Naming the Vagina, Naming the Woman

Jill Gentile

An adapted version of this essay appears in the author's new book, Feminine Law: Freud, Free Speech, and the Voice of Desire, with M. Macrone (London, UK: Karnac Books, 2016).

Naming entails a risk; but with that risk comes power. In her celebrated novel The Flamethrowers (2013, p. 76), Rachel Kushner illustrates this point through the character Lonzi, who speaks “of this essential female part, and it turned out he was speaking specifically of a woman's vulva. A good example of how it was Lonzi had come to be leader. He was willing to think to extremes and name them.” Who is Lonzi, and how was he named? Kushner answers (Owens, 2013): “He's a fictionalized futurist of sorts … he's the leader of this avant garde little gang in Rome around 1910, and they ride motorcycles and romanticize machinery, speed, war, violence, the future. … I named him after the radical and great Italian feminist, Carla Lonzi, who wrote We Spit on Hegel.
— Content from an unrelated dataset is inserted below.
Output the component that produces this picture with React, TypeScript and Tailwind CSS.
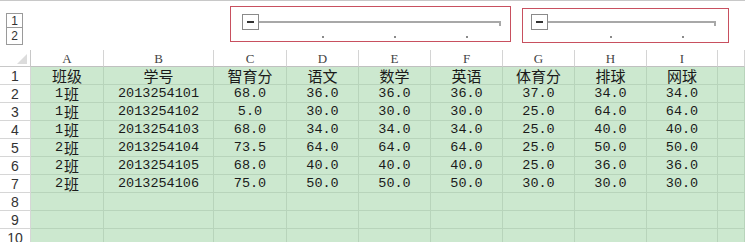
import React from "react";

const cols = "grid grid-cols-[31px_73px_110px_73px_72px_72px_72px_72px_72px_71px_1fr]";
const letters = ["A", "B", "C", "D", "E", "F", "G", "H", "I", ""];

const head = ["班级", "学号", "智育分", "语文", "数学", "英语", "体育分", "排球", "网球"];
const rows = [
  ["1", "2013254101", "68.0", "36.0", "36.0", "36.0", "37.0", "34.0", "34.0"],
  ["1", "2013254102", "5.0", "30.0", "30.0", "30.0", "25.0", "64.0", "64.0"],
  ["1", "2013254103", "68.0", "34.0", "34.0", "34.0", "25.0", "40.0", "40.0"],
  ["2", "2013254104", "73.5", "64.0", "64.0", "64.0", "25.0", "50.0", "50.0"],
  ["2", "2013254105", "68.0", "40.0", "40.0", "40.0", "25.0", "36.0", "36.0"],
  ["2", "2013254106", "75.0", "50.0", "50.0", "50.0", "30.0", "30.0", "30.0"],
];

const mono = "font-['Liberation_Mono','Noto_Sans_CJK_SC',monospace]";

function GroupBar() {
  return (
    <div className="flex items-center h-[17px]">
      <div className="w-[17px] h-[16px] border border-[#8a8a8a] bg-white flex items-center justify-center">
        <div className="w-[7px] h-[2px] bg-[#333]" />
      </div>
      <div className="flex-1 h-[2px] bg-[#a8a8a8] relative mr-[2px]">
        <div className="absolute right-0 top-0 w-[2px] h-[5px] bg-[#a8a8a8]" />
      </div>
    </div>
  );
}

function Dot() {
  return (
    <div className="flex justify-center">
      <div className="w-[2px] h-[2px] bg-[#8a8a8a]" />
    </div>
  );
}

function Cell({ children, cjk }: { children?: React.ReactNode; cjk?: boolean }) {
  return (
    <div
      className={`h-[18px] flex items-center justify-center leading-none border-r border-b border-[#b8d4bb] bg-[#cce8cf] text-[#1a1a1a] whitespace-nowrap ${cjk ? "text-[15px] font-['Noto_Sans_CJK_SC',sans-serif]" : `text-[13.5px] ${mono}`}`}
    >
      {children}
    </div>
  );
}

function RowHead({ n }: { n: number }) {
  return (
    <div className="h-[18px] flex items-center justify-center leading-none border-r border-b border-[#d6d6d6] bg-white text-[14px] text-[#333] font-['Liberation_Sans',Arial,sans-serif]">
      {n}
    </div>
  );
}

export default function App() {
  return (
    <div className="w-[745px] h-[242px] overflow-hidden bg-white relative">
      {/* outline area */}
      <div className={`${cols} h-[50px] border-t border-[#c8c8c8] grid-rows-[12px_17px_6px_1fr]`}>
        <div className="row-start-2 row-span-3 col-start-1 pl-[6px] flex flex-col">
          <div className="w-[17px] h-[15px] border border-[#9a9a9a] flex items-center justify-center text-[12px] leading-none text-[#333] font-['Liberation_Sans',sans-serif]">1</div>
          <div className="w-[17px] h-[17px] border border-t-0 border-[#9a9a9a] flex items-center justify-center text-[12px] leading-none text-[#333] font-['Liberation_Sans',sans-serif]">2</div>
        </div>
        <div className="row-start-2 col-start-4 col-end-8 pl-[28px]">
          <GroupBar />
        </div>
        <div className="row-start-2 col-start-8 col-end-11 pl-[28px]">
          <GroupBar />
        </div>
        <div className="row-start-4 col-start-5"><Dot /></div>
        <div className="row-start-4 col-start-6"><Dot /></div>
        <div className="row-start-4 col-start-7"><Dot /></div>
        <div className="row-start-4 col-start-9"><Dot /></div>
        <div className="row-start-4 col-start-10"><Dot /></div>
      </div>

      {/* column headers */}
      <div className={`${cols} h-[17px]`}>
        <div className="border-r border-b border-[#c8c8c8] relative">
          <div className="absolute right-[3px] bottom-[2px] w-0 h-0 border-l-[10px] border-l-transparent border-b-[10px] border-b-[#dcdcdc]" />
        </div>
        {letters.map((l, i) => (
          <div
            key={i}
            className="flex items-end justify-center pb-[1px] border-r border-b border-[#d4d4d4] border-b-[#c0c0c0] text-[13px] leading-none text-[#444] font-['Liberation_Serif',serif]"
          >
            {l}
          </div>
        ))}
      </div>

      {/* grid */}
      <div className={cols}>
        <RowHead n={1} />
        {head.map((h, i) => (
          <Cell key={i} cjk>{h}</Cell>
        ))}
        <Cell />
        {rows.map((r, ri) => (
          <React.Fragment key={ri}>
            <RowHead n={ri + 2} />
            <Cell>
              <span>{r[0]}</span>
              <span className="ml-[1px] text-[15px] font-['Noto_Sans_CJK_SC',sans-serif]">班</span>
            </Cell>
            {r.slice(1).map((v, i) => (
              <Cell key={i}>{v}</Cell>
            ))}
            <Cell />
          </React.Fragment>
        ))}
        {[8, 9, 10].map((n) => (
          <React.Fragment key={n}>
            <RowHead n={n} />
            {Array.from({ length: 10 }).map((_, i) => (
              <Cell key={i} />
            ))}
          </React.Fragment>
        ))}
      </div>

      {/* annotation boxes */}
      <div className="absolute left-[230px] top-[6px] w-[281px] h-[36px] border border-[#c8505f]" />
      <div className="absolute left-[522px] top-[8px] w-[207px] h-[35px] border border-[#c8505f]" />
    </div>
  );
}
He has contempt for women but he invokes a really cool one every time someone says his name.”

Untitled, Sapa, 1996

Though in the novel Carla herself is just a cool hidden historical reference, it is she who—her name that—underwrites Lonzi's strength. In this meta-story of naming, the fictional macho Lonzi doesn't just silently and enigmatically etch the name of a celebrated feminist, evocatively naming her; he also boldly and explicitly names what defies naming. He names the female genital. Kushner's choice here isn't arbitrary.